Third: the most symbolic but significant move—the opening of pension systems. Any circular expanding the list of eligible assets or clearly standardizing valuation and custody criteria for digital assets would open the door to initial, tested exposure quotas within Chile’s largest capital pool. Even a small share (25–50 basis points) of the $229.6 billion would represent billions in flows over time. But this will only happen once custody standards are verified and liquidity tested.

The catalysts are technical: guidelines on bank custody, regulatory approval for local ETFs/ETNs, and explicit compliance pathways for distribution. The obstacles are equally identifiable: potential restrictions from the central bank on domestic Bitcoin trading, punitive tax treatment on crypto investments, or bans on dollar-pegged stablecoins. Each would push activity abroad or into shadow markets—precisely what Chile has been trying to avoid after a decade of working to deepen and formalize its markets.

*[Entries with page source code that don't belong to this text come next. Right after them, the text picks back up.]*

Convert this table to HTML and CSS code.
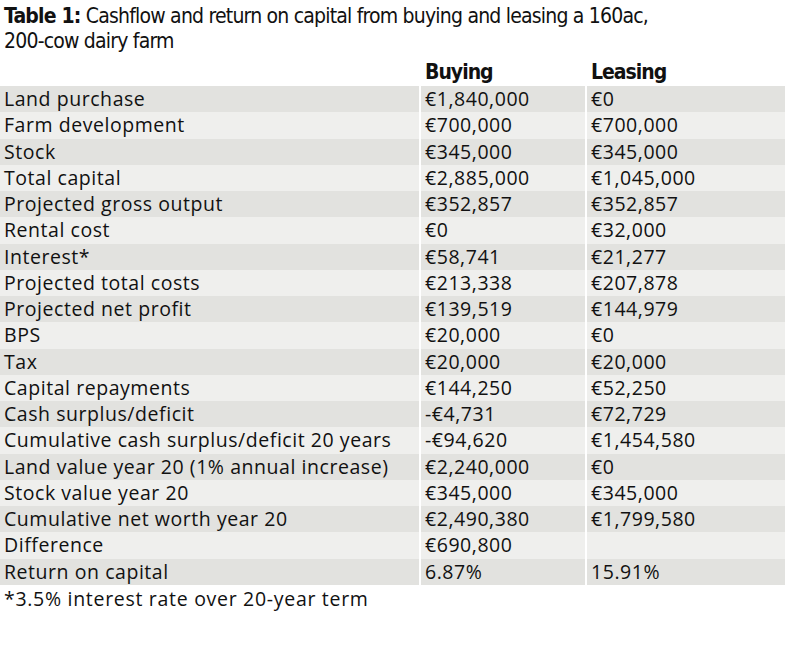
FILE: index.html
```html
<!DOCTYPE html>
<html>
<head>
<meta charset="utf-8">
<link rel="stylesheet" href="styles.css">
</head>
<body>
<div class="figure">
  <h1 class="title"><span class="label">Table 1:</span> Cashflow and return on capital from buying and leasing a 160ac,<br>200-cow dairy farm</h1>
  <div class="table">
    <div class="row head"><div class="cell"></div><div class="cell">Buying</div><div class="cell">Leasing</div></div>
    <div class="row"><div class="cell">Land purchase</div><div class="cell">€1,840,000</div><div class="cell">€0</div></div>
    <div class="row"><div class="cell">Farm development</div><div class="cell">€700,000</div><div class="cell">€700,000</div></div>
    <div class="row"><div class="cell">Stock</div><div class="cell">€345,000</div><div class="cell">€345,000</div></div>
    <div class="row"><div class="cell">Total capital</div><div class="cell">€2,885,000</div><div class="cell">€1,045,000</div></div>
    <div class="row"><div class="cell">Projected gross output</div><div class="cell">€352,857</div><div class="cell">€352,857</div></div>
    <div class="row"><div class="cell">Rental cost</div><div class="cell">€0</div><div class="cell">€32,000</div></div>
    <div class="row"><div class="cell">Interest*</div><div class="cell">€58,741</div><div class="cell">€21,277</div></div>
    <div class="row"><div class="cell">Projected total costs</div><div class="cell">€213,338</div><div class="cell">€207,878</div></div>
    <div class="row"><div class="cell">Projected net profit</div><div class="cell">€139,519</div><div class="cell">€144,979</div></div>
    <div class="row"><div class="cell">BPS</div><div class="cell">€20,000</div><div class="cell">€0</div></div>
    <div class="row"><div class="cell">Tax</div><div class="cell">€20,000</div><div class="cell">€20,000</div></div>
    <div class="row"><div class="cell">Capital repayments</div><div class="cell">€144,250</div><div class="cell">€52,250</div></div>
    <div class="row"><div class="cell">Cash surplus/deficit</div><div class="cell">-€4,731</div><div class="cell">€72,729</div></div>
    <div class="row"><div class="cell">Cumulative cash surplus/deficit 20 years</div><div class="cell">-€94,620</div><div class="cell">€1,454,580</div></div>
    <div class="row"><div class="cell">Land value year 20 (1% annual increase)</div><div class="cell">€2,240,000</div><div class="cell">€0</div></div>
    <div class="row"><div class="cell">Stock value year 20</div><div class="cell">€345,000</div><div class="cell">€345,000</div></div>
    <div class="row"><div class="cell">Cumulative net worth year 20</div><div class="cell">€2,490,380</div><div class="cell">€1,799,580</div></div>
    <div class="row"><div class="cell">Difference</div><div class="cell">€690,800</div><div class="cell"></div></div>
    <div class="row"><div class="cell">Return on capital</div><div class="cell">6.87%</div><div class="cell">15.91%</div></div>
  </div>
  <p class="note">*3.5% interest rate over 20-year term</p>
</div>
</body>
</html>
```

FILE: styles.css
```css
html, body {
  margin: 0;
  padding: 0;
  background: #ffffff;
}
.figure {
  width: 790px;
  color: #111111;
}
.title {
  margin: 0;
  padding: 4px 0 0 4px;
  font-family: "DejaVu Sans Condensed", "Liberation Sans Narrow", sans-serif;
  font-weight: normal;
  font-size: 21px;
  letter-spacing: -0.8px;
  line-height: 25px;
  color: #111;
}
.title .label {
  font-weight: bold;
}
.table {
  margin-top: 3px;
}
.row {
  display: grid;
  grid-template-columns: 419px 164px 198px;
  column-gap: 2px;
  height: 26.26px;
}
.row .cell {
  padding-left: 4px;
  font-family: "Open Sans", sans-serif;
  font-weight: 500;
  font-size: 19.5px;
  letter-spacing: 0.55px;
  line-height: 26px;
  white-space: nowrap;
}
.row:nth-child(even) .cell {
  background: #e2e2df;
}
.row:nth-child(odd) .cell {
  background: #efefed;
}
.row.head {
  height: 29px;
}
.row.head .cell {
  background: #ffffff;
  font-family: "DejaVu Sans Condensed", "Liberation Sans Narrow", sans-serif;
  font-weight: bold;
  font-size: 21px;
  letter-spacing: -1px;
  line-height: 30px;
}
.note {
  margin: 0;
  padding: 2px 0 0 4px;
  font-family: "Open Sans", sans-serif;
  font-weight: 500;
  font-size: 19.5px;
  letter-spacing: 0.7px;
  line-height: 24px;
}
```
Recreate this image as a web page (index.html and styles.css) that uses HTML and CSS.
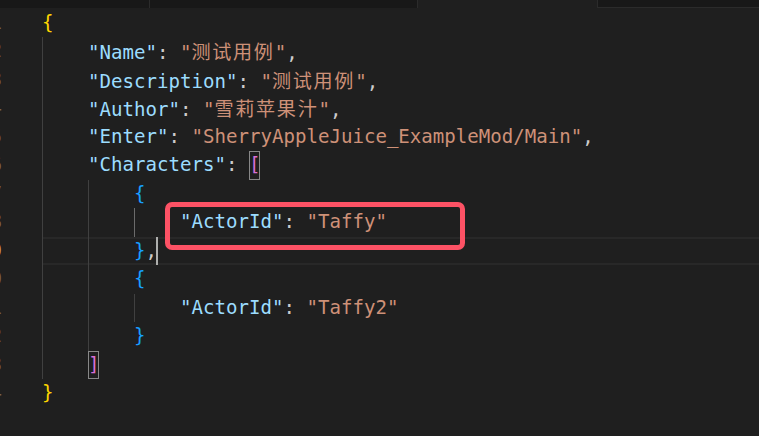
FILE: index.html
```html
<!DOCTYPE html>
<html lang="zh">
<head>
<meta charset="utf-8">
<title>JSON</title>
<link rel="stylesheet" href="styles.css">
</head>
<body>
<div class="tabs">
  <div class="tab t1"></div>
  <div class="tab t2"></div>
  <div class="tab active"></div>
  <div class="tab rest"></div>
</div>
<div class="editor">
  <div class="gutter">
    <div class="ln">1</div><div class="ln">2</div><div class="ln">3</div><div class="ln">4</div><div class="ln">5</div><div class="ln">6</div><div class="ln">7</div><div class="ln">8</div><div class="ln cur">9</div><div class="ln">10</div><div class="ln">11</div><div class="ln">12</div><div class="ln">13</div><div class="ln">14</div>
  </div>
  <div class="code">
    <div class="line"><span class="b1">{</span></div>
    <div class="line"><span class="ind">    </span><span class="k">"Name"</span><span class="p">: </span><span class="s">"<span class="cjk">测试用例</span>"</span><span class="p">,</span></div>
    <div class="line"><span class="ind">    </span><span class="k">"Description"</span><span class="p">: </span><span class="s">"<span class="cjk">测试用例</span>"</span><span class="p">,</span></div>
    <div class="line"><span class="ind">    </span><span class="k">"Author"</span><span class="p">: </span><span class="s">"<span class="cjk">雪莉苹果汁</span>"</span><span class="p">,</span></div>
    <div class="line"><span class="ind">    </span><span class="k">"Enter"</span><span class="p">: </span><span class="s">"SherryAppleJuice_ExampleMod/Main"</span><span class="p">,</span></div>
    <div class="line"><span class="ind">    </span><span class="k">"Characters"</span><span class="p">: </span><span class="b2 match">[</span></div>
    <div class="line"><span class="ind">    </span><span class="ind">    </span><span class="b3">{</span></div>
    <div class="line"><span class="ind">    </span><span class="ind">    </span><span class="ind on">    </span><span class="k">"ActorId"</span><span class="p">: </span><span class="s">"Taffy"</span></div>
    <div class="line current"><span class="ind">    </span><span class="ind">    </span><span class="b3">}</span><span class="p">,</span><span class="cursor"></span></div>
    <div class="line"><span class="ind">    </span><span class="ind">    </span><span class="b3">{</span></div>
    <div class="line"><span class="ind">    </span><span class="ind">    </span><span class="ind">    </span><span class="k">"ActorId"</span><span class="p">: </span><span class="s">"Taffy2"</span></div>
    <div class="line"><span class="ind">    </span><span class="ind">    </span><span class="b3">}</span></div>
    <div class="line"><span class="ind">    </span><span class="b2 match">]</span></div>
    <div class="line"><span class="b1">}</span></div>
  </div>
</div>
<div class="annot"></div>
</body>
</html>
```

FILE: styles.css
```css
html, body {
  margin: 0;
  padding: 0;
  background: #1f1f1f;
  overflow: hidden;
  height: 100%;
}

.tabs {
  display: flex;
  height: 7px;
  border-bottom: 1px solid #2b2b2b;
  background: #181818;
}
.tab {
  box-sizing: border-box;
  height: 8px;
  background: #181818;
  border-right: 1px solid #2b2b2b;
}
.t1 { width: 150px; }
.t2 { width: 268px; }
.tab.active {
  width: 180px;
  background: #1f1f1f;
  position: relative;
  z-index: 1;
}
.tab.rest { flex: 1; border-right: none; height: 7px; }

.editor {
  display: flex;
  padding-top: 0.5px;
  font-family: "DejaVu Sans Mono", "Liberation Mono", monospace;
  font-size: 19.1px;
  color: #cccccc;
}

.gutter {
  width: 42px;
  flex: none;
}
.ln {
  width: 2px;
  height: 28.5px;
  line-height: 28.5px;
  overflow: hidden;
  direction: rtl;
  white-space: nowrap;
  color: #7a6450;
}
.ln.cur { color: #c99a5c; }

.code {
  flex: 1;
  min-width: 0;
}
.line {
  height: 28.5px;
  line-height: 28.5px;
  white-space: pre;
}
.line.current {
  box-shadow: inset 0 2px 0 #282828, inset 0 -2px 0 #282828;
}

.ind {
  display: inline-block;
  height: 28.5px;
  vertical-align: top;
  box-shadow: inset 1px 0 0 #404040;
}
.ind.on { box-shadow: inset 1px 0 0 #6b6b6b; }

.k { color: #9cdcfe; }
.s { color: #ce9178; }
.p { color: #cccccc; }
.b1 { color: #ffd700; }
.b2 { color: #da70d6; }
.b3 { color: #179fff; }

.match {
  display: inline-block;
  height: 28.5px;
  vertical-align: top;
  box-shadow: inset 0 0 0 1px #888888;
}

.cjk {
  font-family: "Noto Sans CJK SC", sans-serif;
  letter-spacing: 1.7px;
}

.cursor {
  display: inline-block;
  width: 2px;
  height: 28px;
  margin-left: -1px;
  margin-right: -1px;
  vertical-align: top;
  background: #aeafad;
}

.annot {
  position: absolute;
  left: 165px;
  top: 202px;
  width: 300px;
  height: 48px;
  box-sizing: border-box;
  border: 5px solid #fd5265;
  border-radius: 7px;
}
```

The data Chile already knows

Math doesn’t lie. A growing pension system, a prudent central bank, a regulatory framework already in implementation: these are Chile’s radicals, the true structural radicals. They are not Kast’s words but the numbers of the system.

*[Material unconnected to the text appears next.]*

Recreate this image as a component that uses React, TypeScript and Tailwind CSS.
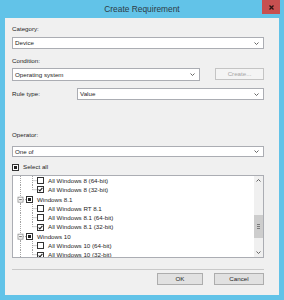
import React from 'react';

const ROW_H = 9.3;

type TreeRow = {
  level: 1 | 2;
  label: string;
  state: 'off' | 'on' | 'partial';
  last?: boolean;
};

const rows: TreeRow[] = [
  { level: 2, label: 'All Windows 8 (64-bit)', state: 'off' },
  { level: 2, label: 'All Windows 8 (32-bit)', state: 'on', last: true },
  { level: 1, label: 'Windows 8.1', state: 'partial' },
  { level: 2, label: 'All Windows RT 8.1', state: 'off' },
  { level: 2, label: 'All Windows 8.1 (64-bit)', state: 'off' },
  { level: 2, label: 'All Windows 8.1 (32-bit)', state: 'on', last: true },
  { level: 1, label: 'Windows 10', state: 'partial' },
  { level: 2, label: 'All Windows 10 (64-bit)', state: 'off' },
  { level: 2, label: 'All Windows 10 (32-bit)', state: 'on', last: true },
];

function Check({ state }: { state: 'off' | 'on' | 'partial' }) {
  return (
    <span className="flex h-[7px] w-[7px] shrink-0 items-center justify-center border border-[#333] bg-white">
      {state === 'on' && (
        <svg width="5" height="5" viewBox="0 0 5 5">
          <path d="M0.6 2.5 L1.9 3.9 L4.4 0.9" fill="none" stroke="#222" strokeWidth="1.1" />
        </svg>
      )}
      {state === 'partial' && <span className="h-[3px] w-[3px] bg-[#222]" />}
    </span>
  );
}

function Chevron({ up = false }: { up?: boolean }) {
  return (
    <svg width="5" height="3" viewBox="0 0 5 3">
      <path d={up ? 'M0.5 2.5 L2.5 0.5 L4.5 2.5' : 'M0.5 0.5 L2.5 2.5 L4.5 0.5'} fill="none" stroke="#555" strokeWidth="0.9" />
    </svg>
  );
}

function Select({ value, className = '' }: { value: string; className?: string }) {
  return (
    <div className={`flex items-center border border-[#abadb3] bg-white pl-[2px] pr-[4px] ${className}`}>
      <span className="flex-1 text-[6.2px] text-[#1e1e1e]">{value}</span>
      <Chevron />
    </div>
  );
}

function Lines({ row }: { row: TreeRow }) {
  const mid = ROW_H / 2;
  const dot = { stroke: '#a3a3a3', strokeWidth: 1, strokeDasharray: '1 1' };
  if (row.level === 1) {
    return (
      <svg width="13" height={ROW_H} className="shrink-0">
        <line x1="7.5" y1="0" x2="7.5" y2={ROW_H} {...dot} />
        <line x1="10" y1={mid} x2="13" y2={mid} {...dot} />
        <rect x="5" y={mid - 2.5} width="5" height="5" fill="white" stroke="#8e8e8e" strokeWidth="0.8" />
        <line x1="6.2" y1={mid} x2="8.8" y2={mid} stroke="#333" strokeWidth="0.8" />
      </svg>
    );
  }
  return (
    <svg width="24" height={ROW_H} className="shrink-0">
      <line x1="7.5" y1="0" x2="7.5" y2={ROW_H} {...dot} />
      <line x1="19.5" y1="0" x2="19.5" y2={row.last ? mid : ROW_H} {...dot} />
      <line x1="19.5" y1={mid} x2="24" y2={mid} {...dot} />
    </svg>
  );
}

export default function App() {
  return (
    <div
      className="flex h-[300px] w-[284px] flex-col bg-[#62c3e8] text-[#1e1e1e]"
      style={{ fontFamily: '"Liberation Sans", Arial, sans-serif' }}
    >
      {/* title bar */}
      <div className="relative flex h-[18px] shrink-0 items-center justify-center">
        <span className="text-[8.4px] text-[#2d3b45]">Create Requirement</span>
        <div className="absolute right-[4px] top-0 flex h-[14px] w-[18px] items-center justify-center bg-[#c75050]">
          <svg width="5" height="5" viewBox="0 0 5 5">
            <path d="M0.5 0.5 L4.5 4.5 M4.5 0.5 L0.5 4.5" stroke="#2a1414" strokeWidth="1.3" />
          </svg>
        </div>
      </div>

      <div className="mx-[5px] mb-[5px] flex flex-1 flex-col bg-[#f0f0f0] pl-[7px] pr-[15px]">
        <div className="mt-[7px] flex h-[8px] items-center text-[6.2px]">Category:</div>
        <Select value="Device" className="mt-[4px] h-[12px]" />

        <div className="mt-[8px] flex h-[8px] items-center text-[6.2px]">Condition:</div>
        <div className="mt-[3px] flex h-[13px] items-start gap-[15px]">
          <Select value="Operating system" className="h-[13px] w-[188px]" />
          <div className="flex h-[12px] flex-1 items-center justify-center border border-[#c4c4c4] bg-[#f4f4f4] text-[6.2px] text-[#a6a6a6]">
            Create...
          </div>
        </div>

        <div className="mt-[7px] flex h-[12px] items-center">
          <span className="w-[65px] text-[6.2px]">Rule type:</span>
          <Select value="Value" className="h-[12px] flex-1" />
        </div>

        <div className="mt-[31px] flex h-[8px] items-center text-[6.2px]">Operator:</div>
        <Select value="One of" className="mt-[7px] h-[11px]" />

        <div className="mt-[6px] flex h-[8px] items-center gap-[4px]">
          <Check state="partial" />
          <span className="text-[6.2px]">Select all</span>
        </div>

        {/* tree */}
        <div className="mt-[4px] flex h-[83px] border border-[#abadb3] bg-white">
          <div className="flex-1 overflow-hidden">
            {rows.map((row) => (
              <div key={row.label} className="flex items-center" style={{ height: ROW_H }}>
                <Lines row={row} />
                <Check state={row.state} />
                <span className="ml-[4px] whitespace-nowrap text-[6.2px]">{row.label}</span>
              </div>
            ))}
          </div>
          <div className="flex w-[9px] flex-col bg-[#f0f0f0]">
            <div className="flex h-[9px] items-center justify-center">
              <Chevron up />
            </div>
            <div className="flex-1">
              <div className="mx-auto mt-[30px] flex h-[23px] w-[9px] flex-col items-center justify-center gap-[1px] bg-[#cdcdcd]">
                <span className="h-[0.8px] w-[3px] bg-[#7a7a7a]" />
                <span className="h-[0.8px] w-[3px] bg-[#7a7a7a]" />
                <span className="h-[0.8px] w-[3px] bg-[#7a7a7a]" />
              </div>
            </div>
            <div className="flex h-[9px] items-center justify-center">
              <Chevron />
            </div>
          </div>
        </div>

        <div className="mt-[11px] h-[1px] bg-[#c9c9c9]" />

        <div className="mt-[3px] flex h-[12px] justify-end gap-[11px]">
          <div className="flex w-[46px] items-center justify-center border border-[#adadad] bg-[#e1e1e1] text-[6.2px]">OK</div>
          <div className="flex w-[50px] items-center justify-center border border-[#adadad] bg-[#e1e1e1] text-[6.2px]">Cancel</div>
        </div>
      </div>
    </div>
  );
}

Chile’s crypto future will not be decided on a podium or in an editorial. It will be decided in term sheets, custody audits, and supervisory circulars. It will be decided, in other words, by the mathematics of capital flows and the infrastructure that enables them. It’s not as glamorous as legal tender, but it’s a scalable path that could teach something to countries beyond the Andes. As Di Bartolomeo notes: “An immediate scenario where Bitcoin acts as money in Chile is not realistic. Signals will come from banks. If it happens, pensions will follow. And it won’t take much to make a real difference.”

The lesson Chile is learning is simple: verbal radicals are easy. The radical mathematics of financial structure is what really matters.